While Proposition 1, Brown’s effort to alleviate the water shortage via a $7.5 billion bond for water infrastructure projects, will pass handily this fall, his “Supertrain” project has hit repeated bumps. Voters passed a $10 billion bond for high-speed rail in 2008, but that was contingent on receiving federal matching funds, which Congress may not approve after the Obama administration leaves office. Even worse, the project’s costs have ballooned, with some estimates reaching as high as $70 billion. However, despite the cost overruns, Brown’s rail project will likely go forward in some form, as the California  Supreme Court recently rejected a lawsuit attempting to halt construction.


With his present currently secure, what lies ahead for Jerry Brown? Is there another presidential campaign in his future (perhaps against another opponent named Clinton)? The national polls do not even list him yet as a potential candidate. Yet former San Francisco Mayor Willie Brown is adamant that Jerry Brown will run in 2016, calling the presidency “unfinished business” for Jerry.

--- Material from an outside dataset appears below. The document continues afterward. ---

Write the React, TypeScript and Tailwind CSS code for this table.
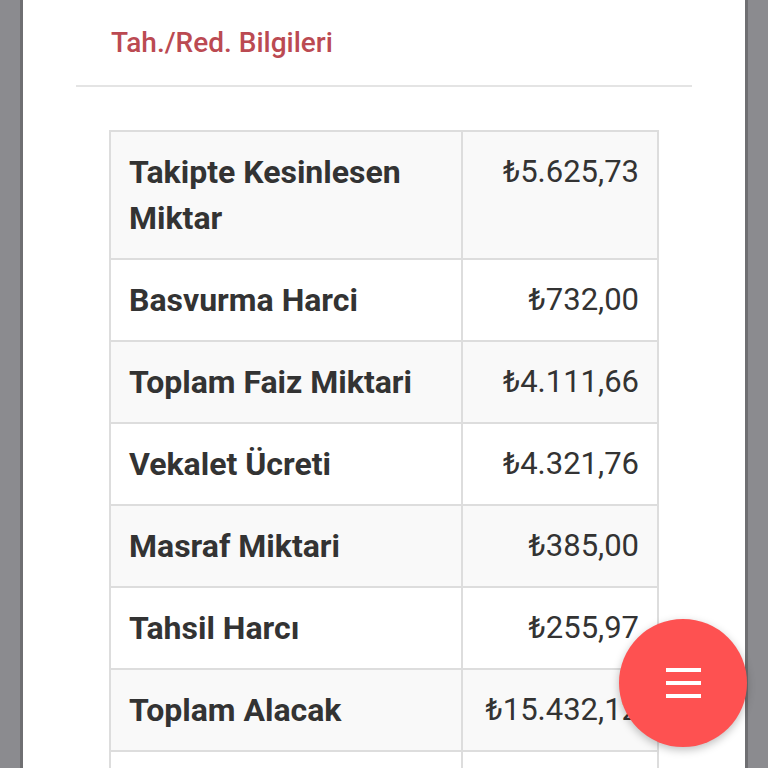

Jerry Brown’s main pitches to Democratic primary voters are that he opposed the Iraq War, he has the right experience, he cleaned up California’s budget mess, and he can win the presidency by carrying key Western swing states like Arizona, Colorado, Nevada, New Mexico, and maybe Montana. (Winning those states would make up for his presumed loss of the South.)

Would Brown really take on the Clintons again? While I was working on a 2011 special California state Senate race, Gov. Brown came to campaign for the nominee I was aiding. I told the governor I had voted for him in 1992, and he replied sharply: “That was against Bill Clinton, right?” The resentment in his voice was palpable. Running again is probably in the back of his mind. Additionally, 2016 will be his last chance, at age 78. As one California political consultant said: “I gave up a long time ago trying to predict what Jerry will do next.”